FR : La plupart des travaux portant sur les arrangements autour de l’aide intrafamiliale ont concerné les adultes à l’égard de leurs parents, en particulier en contexte de dépendance du grand âge. Toutefois, certains se sont penchés sur une aide plus méconnue, celle fournie par de jeunes aidant·es qui inversent la norme d’âge des solidarités privées. Issu d’une recherche doctorale en cours, cet article vise à examiner les spécificités de l’aide apportée aux barreaux les plus bas de l’échelle des âges, tout en mettant en évidence les logiques sociales des variations de cette aide. Que signifie « aider » un proche malade ou en situation de handicap au jeune âge, selon qu’on est enfant ou jeune adulte ? Nous aborderons d’emblée la diversité interne de la catégorie des « jeunes aidants », dont l’hétérogénéité des expériences confirme le caractère d’artefact. Nous montrerons ensuite qu’à l’âge des premières fois, les primes socialisations aux relations d’aide engagent une économie morale domestique reposant sur quelques principes invariants (comme la délimitation parentale de « l’aide abusive »), mais que tous les ménages ne définissent pas uniment « l’aide acceptable », et l’aide à un·e ascendant·e s’annonce le plus souvent plus exigeante que celle à un·e adelphe. Progressivement, les jeunes acquièrent des nouvelles responsabilités, dont certaines sont directement liées au passage de certains seuils d’âge, rendant possibles de nouvelles pratiques (conduite, emploi rémunéré). En outre, le travail d’aide intègre des activités hétérogènes de mise en relation avec l’extérieur du foyer, alourdissant la responsabilité légale du·de la jeune mais permettant aussi de décloisonner la prise en charge.

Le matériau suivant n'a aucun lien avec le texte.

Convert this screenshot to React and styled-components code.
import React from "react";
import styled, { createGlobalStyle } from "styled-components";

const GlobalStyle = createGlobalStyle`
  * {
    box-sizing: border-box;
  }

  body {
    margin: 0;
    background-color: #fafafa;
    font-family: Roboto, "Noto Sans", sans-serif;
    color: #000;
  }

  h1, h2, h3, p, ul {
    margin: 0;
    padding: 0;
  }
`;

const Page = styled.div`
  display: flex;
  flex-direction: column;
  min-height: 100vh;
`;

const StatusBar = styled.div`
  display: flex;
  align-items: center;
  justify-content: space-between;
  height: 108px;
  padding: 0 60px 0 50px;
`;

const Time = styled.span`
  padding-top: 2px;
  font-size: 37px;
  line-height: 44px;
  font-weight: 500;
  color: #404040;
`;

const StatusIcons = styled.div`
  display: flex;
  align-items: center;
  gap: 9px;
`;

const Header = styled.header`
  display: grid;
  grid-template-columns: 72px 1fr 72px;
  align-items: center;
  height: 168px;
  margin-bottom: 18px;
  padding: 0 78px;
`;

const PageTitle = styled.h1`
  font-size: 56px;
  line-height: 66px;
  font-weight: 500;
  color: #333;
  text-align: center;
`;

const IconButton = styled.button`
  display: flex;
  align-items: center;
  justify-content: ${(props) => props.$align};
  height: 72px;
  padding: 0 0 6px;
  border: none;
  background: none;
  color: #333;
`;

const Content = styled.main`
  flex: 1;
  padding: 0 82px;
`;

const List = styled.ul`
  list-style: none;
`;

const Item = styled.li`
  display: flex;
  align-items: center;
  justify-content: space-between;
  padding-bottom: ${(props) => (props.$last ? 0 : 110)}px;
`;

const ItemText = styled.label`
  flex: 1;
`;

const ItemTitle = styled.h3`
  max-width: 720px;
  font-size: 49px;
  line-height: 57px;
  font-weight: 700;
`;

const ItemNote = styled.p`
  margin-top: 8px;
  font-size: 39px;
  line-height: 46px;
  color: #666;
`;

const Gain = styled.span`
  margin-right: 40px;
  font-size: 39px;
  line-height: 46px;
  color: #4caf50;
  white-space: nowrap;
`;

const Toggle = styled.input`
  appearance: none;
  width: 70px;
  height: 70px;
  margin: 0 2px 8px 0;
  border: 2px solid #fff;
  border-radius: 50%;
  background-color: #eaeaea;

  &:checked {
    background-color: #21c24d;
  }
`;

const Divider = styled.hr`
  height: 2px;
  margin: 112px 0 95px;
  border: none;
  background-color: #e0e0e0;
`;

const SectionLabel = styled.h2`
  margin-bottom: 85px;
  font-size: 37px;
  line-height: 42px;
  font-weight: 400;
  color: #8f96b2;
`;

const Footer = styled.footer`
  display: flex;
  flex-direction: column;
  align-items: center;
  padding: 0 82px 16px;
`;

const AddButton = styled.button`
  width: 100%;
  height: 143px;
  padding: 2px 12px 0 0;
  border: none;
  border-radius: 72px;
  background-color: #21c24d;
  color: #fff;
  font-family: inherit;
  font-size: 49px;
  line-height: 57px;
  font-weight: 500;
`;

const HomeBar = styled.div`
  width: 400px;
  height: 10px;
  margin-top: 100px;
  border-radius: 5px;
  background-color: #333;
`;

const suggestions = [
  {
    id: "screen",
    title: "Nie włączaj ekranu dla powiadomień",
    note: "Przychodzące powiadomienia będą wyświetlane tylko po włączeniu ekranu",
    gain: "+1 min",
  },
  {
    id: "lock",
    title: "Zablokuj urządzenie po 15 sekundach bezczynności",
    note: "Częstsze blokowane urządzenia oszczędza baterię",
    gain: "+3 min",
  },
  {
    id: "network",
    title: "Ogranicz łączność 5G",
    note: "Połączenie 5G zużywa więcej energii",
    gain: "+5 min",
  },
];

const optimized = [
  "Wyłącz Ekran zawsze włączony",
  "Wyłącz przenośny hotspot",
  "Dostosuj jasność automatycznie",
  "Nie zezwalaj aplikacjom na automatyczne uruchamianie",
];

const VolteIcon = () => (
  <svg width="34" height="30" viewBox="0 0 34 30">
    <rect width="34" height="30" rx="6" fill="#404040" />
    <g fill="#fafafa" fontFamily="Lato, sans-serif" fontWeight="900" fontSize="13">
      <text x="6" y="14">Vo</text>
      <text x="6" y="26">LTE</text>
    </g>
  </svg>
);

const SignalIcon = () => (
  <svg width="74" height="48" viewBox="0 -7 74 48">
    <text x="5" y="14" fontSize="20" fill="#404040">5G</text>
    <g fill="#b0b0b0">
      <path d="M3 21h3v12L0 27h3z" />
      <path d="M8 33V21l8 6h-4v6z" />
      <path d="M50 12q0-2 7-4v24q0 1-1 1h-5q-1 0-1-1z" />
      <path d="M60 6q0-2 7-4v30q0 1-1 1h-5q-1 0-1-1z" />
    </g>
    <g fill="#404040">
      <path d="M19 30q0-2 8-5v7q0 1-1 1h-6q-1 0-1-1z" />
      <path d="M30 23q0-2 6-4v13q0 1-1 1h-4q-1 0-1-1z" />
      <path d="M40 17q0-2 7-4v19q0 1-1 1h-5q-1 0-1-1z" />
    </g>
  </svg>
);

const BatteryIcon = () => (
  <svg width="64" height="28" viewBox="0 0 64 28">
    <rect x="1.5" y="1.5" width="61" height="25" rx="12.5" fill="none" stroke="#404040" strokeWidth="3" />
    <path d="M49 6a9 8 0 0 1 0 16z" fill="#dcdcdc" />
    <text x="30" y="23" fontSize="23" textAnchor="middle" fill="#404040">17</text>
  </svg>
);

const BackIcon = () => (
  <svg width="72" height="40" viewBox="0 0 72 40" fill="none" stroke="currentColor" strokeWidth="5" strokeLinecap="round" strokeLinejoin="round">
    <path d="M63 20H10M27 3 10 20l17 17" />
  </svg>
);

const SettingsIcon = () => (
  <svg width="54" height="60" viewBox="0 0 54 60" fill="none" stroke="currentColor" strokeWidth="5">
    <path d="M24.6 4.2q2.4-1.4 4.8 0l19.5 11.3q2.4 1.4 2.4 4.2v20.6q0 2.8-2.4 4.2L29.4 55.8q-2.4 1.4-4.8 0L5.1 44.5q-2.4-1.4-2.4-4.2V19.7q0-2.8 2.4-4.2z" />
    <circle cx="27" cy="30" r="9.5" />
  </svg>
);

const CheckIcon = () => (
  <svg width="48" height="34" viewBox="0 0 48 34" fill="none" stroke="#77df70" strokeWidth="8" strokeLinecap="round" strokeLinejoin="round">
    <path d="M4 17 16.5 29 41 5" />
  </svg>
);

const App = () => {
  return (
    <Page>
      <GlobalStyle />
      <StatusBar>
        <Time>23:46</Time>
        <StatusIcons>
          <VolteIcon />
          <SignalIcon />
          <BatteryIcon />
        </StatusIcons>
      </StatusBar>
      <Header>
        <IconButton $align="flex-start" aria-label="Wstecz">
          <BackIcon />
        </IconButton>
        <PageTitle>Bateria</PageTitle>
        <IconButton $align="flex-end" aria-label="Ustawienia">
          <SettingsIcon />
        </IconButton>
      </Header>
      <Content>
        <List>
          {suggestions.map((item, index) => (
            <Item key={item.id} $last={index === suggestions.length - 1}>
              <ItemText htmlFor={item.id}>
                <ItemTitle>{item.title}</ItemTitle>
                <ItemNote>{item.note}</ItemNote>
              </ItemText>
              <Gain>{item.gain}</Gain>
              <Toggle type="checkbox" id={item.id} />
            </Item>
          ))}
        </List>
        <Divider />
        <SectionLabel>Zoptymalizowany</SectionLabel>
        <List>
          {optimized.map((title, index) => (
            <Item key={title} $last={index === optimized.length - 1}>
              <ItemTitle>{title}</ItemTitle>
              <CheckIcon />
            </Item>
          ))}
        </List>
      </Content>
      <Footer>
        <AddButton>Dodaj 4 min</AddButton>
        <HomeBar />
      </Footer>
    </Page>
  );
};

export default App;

Mots clés : jeune aidant·e, aidant·e, proche aidant·e, aide familiale, travail domestique, travail émotionnel, jeunesse, enfance

EN: Most work dealing with arrangements around intrafamilial care has focused on adults providing care for their parents, particularly in the context of elderly dependency. However, some have focused on a lesser-known form of care, one provided by young carers who invert the age norm of private solidarities. This article, which stems from ongoing doctoral research, aims to examine the specific characteristics of the care provided at the lowest rungs of the age ladder, while highlighting the social logics of these variations. What does it mean to « care » for a sick or disabled relative at an early age, whether you are a child or a young adult ? We will start by looking at the internal diversity of the category of « young carers », whose heterogeneity of experiences provides a good account of the artefact. We will then show that, at the age of first-times, early socialization into caring relationships engages a household ethical code based on a few invariant principles (such as parental delimitation of « abusive care »), but that not all households uniformly define « acceptable care », and caring for an ascendant more often turns out to be more demanding than caring for a sibling. As they grow older, young people acquire new responsibilities, some of which are directly linked to the crossing of certain threshold ages, making new practices possible (driving, paid employment). In addition, the work they do as carers integrates a variety of activities involving contact with people outside the home, increasing the young person’s legal responsibilities but also enabling them to take a more decentralized approach to care.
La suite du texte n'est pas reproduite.